Sequence-controlled multi-block copolymerization of acrylamides via aqueous SET-LRP at 0 °C

Aqueous single electron transfer living radical polymerization (SET-LRP) has been employed to synthesize multi-block homopolymers and copolymers of a range of acrylamide monomers including N-isopropylacrylamide (NIPAM), 2-hydroxyethyl acrylamide (HEAA), N,N-dimethyl acrylamide (DMA) and N,N-diethylacrylamide (DEA). Disproportionation of Cu(I)Br in the presence of Me₆TREN in water was exploited to generate reactive Cu(0) and [Cu^II(Me₆TREN)]Br₂in situ resulting in unprecedented rates of reaction whilst maintaining control over chain lengths and molecular weight distributions (Đ < 1.10).

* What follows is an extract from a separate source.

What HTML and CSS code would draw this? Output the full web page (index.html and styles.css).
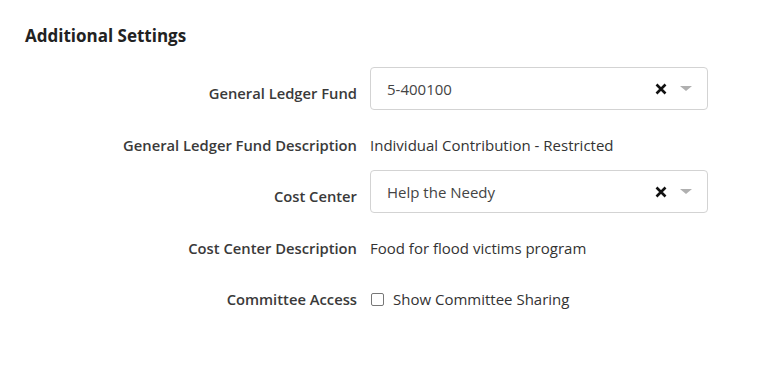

Kinetic studies enabled optimization of iterative chain extensions or block copolymerizations furnishing complex compositions in a matter of minutes/hours. In the multi-block copolymer system, the monomer sequence was successfully varied and limiting effects on the polymerization have been comprehensively examined through a series of control experiments which imply that the rate of ω-Br chain end loss is enhanced in tertiary acrylamides (DMA, DEA, N-acryloylmorpholine NAM) relative to secondary acrylamides (NIPAM, HEAA).